Fate rumore, ponete al centro dell’attenzione internazionale la situazione in cui viviamo, veniamo arrestate, represse uccise, subiamo violenze e molestie di ogni tipo. A chiederlo sono due giornaliste ospiti della Commissione Pari opportunità della Fnsi nell’incontro #IoNonStoZitta alla vigilia della giornata internazionale della donna, l’egiziana, Hanan Solayman, intervenuta via skype, e la cronista turca Ceyda Karan (nella foto), del quotidiano di opposizione Cumhuriyet. Due storie diverse ma simili che raccontano di due paesi alleati importanti dell’Italia e dell’Europa, tra i nostri più forti partner economici, ma anche due paesi in fondo a tutte le liste sulla libertà di stampa e sul rispetto dei diritti politici, civili, umani.
Ceyda Karan è una collega che conosciamo da tempo: è stata ospite dell’ultimo congresso Usigrai a dicembre. Alla sua testimonianza è legato il sit-in sotto l’ambasciata di Ankara a Roma organizzato il 21 gennaio, nel giorno della prima udienza al processo che la vede imputata per aver pubblicato sul suo giornale la vignetta di Charlie Hebdo. Un giornale, il suo, che rischia molto, pochi giorni fa sono usciti dal carcere Can Dundar ed Erdem Gul, direttore e vice direttore accusati di spionaggio e collusione con i terroristi per aver pubblicato un’inchiesta che dimostrava un traffico di armi dalla Turchia alle milizie dell’Isis. Liberi per ora, ma rischiano l’ergastolo.
“La situazione in Turchia è allarmante”, denuncia Ceyda Karan davanti a una platea composta di tante croniste italiane vittime di minacce e querele che sfiorano il vero e proprio stalking.

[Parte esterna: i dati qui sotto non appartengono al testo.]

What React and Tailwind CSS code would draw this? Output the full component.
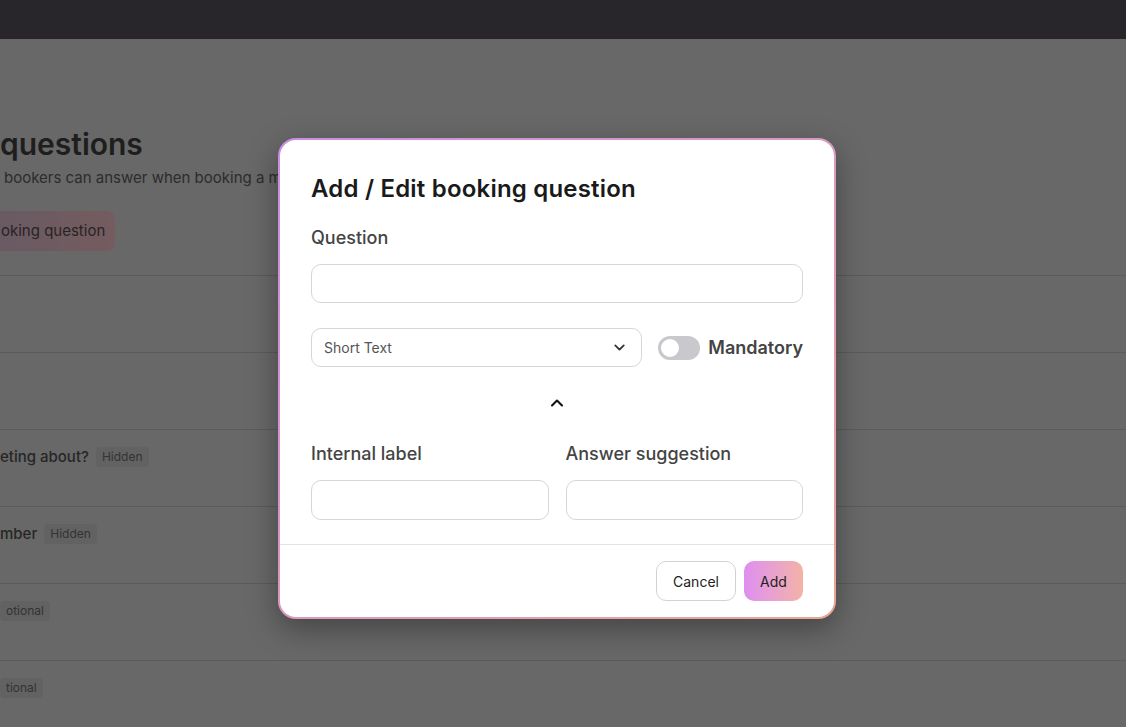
import React, { useState } from 'react';

const rows = [
    { text: '', badge: null },
    { text: '', badge: null },
    { text: 'eting about?', badge: 'Hidden' },
    { text: 'mber', badge: 'Hidden' },
    { text: null, badge: 'otional' },
    { text: null, badge: 'tional' },
];

const ChevronDown = ({ className }) => (
    <svg viewBox="0 0 24 24" fill="none" stroke="currentColor" strokeWidth="2.5" strokeLinecap="round" strokeLinejoin="round" className={className}>
        <path d="M6 9l6 6 6-6" />
    </svg>
);

const ChevronUp = ({ className }) => (
    <svg viewBox="0 0 24 24" fill="none" stroke="currentColor" strokeWidth="2.5" strokeLinecap="round" strokeLinejoin="round" className={className}>
        <path d="M6 15l6-6 6 6" />
    </svg>
);

const BackgroundPage = () => (
    <div className="min-h-[727px] bg-[#686868] overflow-hidden">
        <div className="h-[39px] bg-[#28252b]" />
        <div className="pt-[86px]">
            <h1 className="text-[30px] leading-[38px] font-semibold text-[#1e1e1e] whitespace-nowrap">questions</h1>
            <p className="mt-[5px] text-[15px] leading-[20px] text-[#2c2c2c] whitespace-nowrap pl-[4px]">
                bookers can answer when booking a meeting
            </p>
            <div className="mt-[23px] flex">
                <div className="h-[40px] pl-[1px] pr-[10px] flex items-center rounded-r-lg bg-gradient-to-r from-[#695a63] to-[#745c5f] text-[15px] text-[#2a2324] whitespace-nowrap">
                    oking question
                </div>
            </div>
            <div className="mt-[24px]">
                {rows.map((row, i) => (
                    <div key={i} className="h-[77px] border-t border-[#5b5b5b] flex items-start pt-[16px]">
                        <div className="flex items-center gap-[7px] h-[22px]">
                            {row.text && (
                                <span className="text-[15px] font-medium text-[#262626] whitespace-nowrap">{row.text}</span>
                            )}
                            {row.badge && (
                                <span className="text-[12px] text-[#333] bg-[#626262] rounded px-[6px] py-[2px] leading-[16px]">
                                    {row.badge}
                                </span>
                            )}
                        </div>
                    </div>
                ))}
            </div>
        </div>
    </div>
);

const QuestionModal = () => {
    const [question, setQuestion] = useState('');
    const [mandatory, setMandatory] = useState(false);
    const [label, setLabel] = useState('');
    const [suggestion, setSuggestion] = useState('');

    return (
        <div className="w-[558px] rounded-[18px] p-[2px] bg-gradient-to-br from-[#c98ee3] via-[#dc98bf] to-[#eda494] shadow-[0_10px_30px_rgba(0,0,0,0.35)]">
            <div className="bg-white rounded-[16px] overflow-hidden">
                <div className="px-[31px] pt-[33px] pb-[24px]">
                    <h2 className="text-[24px] leading-[32px] font-semibold text-[#1a1a1a] tracking-[0.2px]">
                        Add / Edit booking question
                    </h2>

                    <label className="block mt-[19px] text-[18px] leading-[28px] font-medium text-[#444]">Question</label>
                    <input
                        type="text"
                        value={question}
                        onChange={(e) => setQuestion(e.target.value)}
                        className="mt-[12px] w-full h-[39px] px-3 rounded-[10px] border border-[#d6d6d6] outline-none"
                    />

                    <div className="mt-[25px] flex items-center">
                        <button className="flex-1 h-[39px] px-[12px] rounded-[10px] border border-[#d6d6d6] flex items-center justify-between text-[14px] text-[#555]">
                            <span>Short Text</span>
                            <ChevronDown className="w-[17px] h-[17px] text-[#333] mr-[1px]" />
                        </button>
                        <button
                            onClick={() => setMandatory(!mandatory)}
                            className={`ml-[16px] w-[42px] h-[24px] rounded-full p-[3px] flex items-center ${mandatory ? 'bg-[#d98fe9] justify-end' : 'bg-[#c8c8cd] justify-start'}`}
                        >
                            <span className="w-[18px] h-[18px] rounded-full bg-white block" />
                        </button>
                        <span className="ml-[8px] text-[18px] font-semibold text-[#444]">Mandatory</span>
                    </div>

                    <div className="mt-[26px] flex justify-center">
                        <ChevronUp className="w-[20px] h-[20px] text-[#111]" />
                    </div>

                    <div className="mt-[27px] grid grid-cols-2 gap-[17px]">
                        <div>
                            <label className="block text-[18px] leading-[28px] font-medium text-[#444]">Internal label</label>
                            <input
                                type="text"
                                value={label}
                                onChange={(e) => setLabel(e.target.value)}
                                className="mt-[12px] w-full h-[40px] px-3 rounded-[10px] border border-[#d6d6d6] outline-none"
                            />
                        </div>
                        <div>
                            <label className="block text-[18px] leading-[28px] font-medium text-[#444]">Answer suggestion</label>
                            <input
                                type="text"
                                value={suggestion}
                                onChange={(e) => setSuggestion(e.target.value)}
                                className="mt-[12px] w-full h-[40px] px-3 rounded-[10px] border border-[#d6d6d6] outline-none"
                            />
                        </div>
                    </div>
                </div>

                <div className="border-t border-[#e2e2e2] px-[31px] pt-[16px] pb-[16px] flex justify-end gap-[8px]">
                    <button className="w-[80px] h-[40px] rounded-[10px] border border-[#d2d2d2] text-[14px] text-[#222]">
                        Cancel
                    </button>
                    <button className="w-[59px] h-[40px] rounded-[10px] bg-gradient-to-r from-[#de8ef0] to-[#f4b2a6] text-[14px] text-[#222]">
                        Add
                    </button>
                </div>
            </div>
        </div>
    );
};

export default function App() {
    return (
        <div className="relative w-full min-h-[727px] font-['Inter',sans-serif]">
            <BackgroundPage />
            <div className="absolute inset-0 flex items-start justify-center pt-[138px] pr-[12px]">
                <QuestionModal />
            </div>
        </div>
    );
}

“Voi state meglio di noi, nonostante i tanti casi di minacce – continua la reporter turca – ma in Italia voi donne non siete minoranza nei media e totalmente assenti dai ruoli di vertice, come accade da noi. Dipende dalla cultura diffusa che ci considera inferiori, ma in gran parte è dovuto all’attuale establishment islamico al potere”.
Per i continui attacchi alla libertà di stampa ognuno è in pericolo, non solo le donne, spiega la giornalista, non c’e una vera dittatura come in Egitto ma molta violenza, specie su donne anche con molestie sessuali; ad esempio durante le manifestazioni, è stato calcolato che le croniste subiscono tre volte più aggressioni dei loro colleghi maschi. “Di recente – racconta ancora Ceyda –mentre seguiva per lavoro le proteste contro l’attuale sistema di istruzione, una giornalista è stata arrestata e picchiata e gli agenti le dicevano ’t’insegniamo noi il tuo lavoro’.” E ancora racconta di una giovane cronista che scrive sempre su Cumhuriyet che rischia 23 anni di prigione per aver svelato, in un’inchiesta su appalti pubblici poco chiari, il coinvolgimento di alcuni magistrati. Una notizia vera, i giudici in questione sono sotto processo, ma l’accusa di diffamazione resta in piedi, come resta sotto processo un’altra reporter che aveva raccontato di come miliziani dell’Isis si addestrassero sul suolo turco. Il reato è proprio di aver fatto il loro dovere, riportare ai cittadini notizie rilevanti che il potere vuole oscurare.
Al momento sono ben 33 i giornalisti detenuti, tra loro 4 donne. E proprio ieri è arrivata la notizia del commissariamento anche dell’agenzia di stampa Cihan, che fa capo allo stesso gruppo editoriale del quotidiano Zaman, oggi nelle mani di una direzione pro-Erdogan. La Cihan è considerata l’unica agenzia – oltre a quella statale Anadolu – a essere in grado di fornire una copertura a livello nazionale delle operazioni di scrutinio durante le elezioni.
“La Turchia sta trasformandosi in uno stato fascista”, non usa mezzi termini Ceyda Karan, che a noi, in Italia e in Europa ricorda: “solo se tenete i riflettori accesi, se continuate a seguire e denunciare gli attacchi ormai sistematici contro la libertà di informare in Turchia, se obbligate i vostri governi a chiedere conto al governo turco, possiamo sperare di fermare la deriva, altrimenti il buio ci inghiottirà e spariremo, come già accade in Egitto.”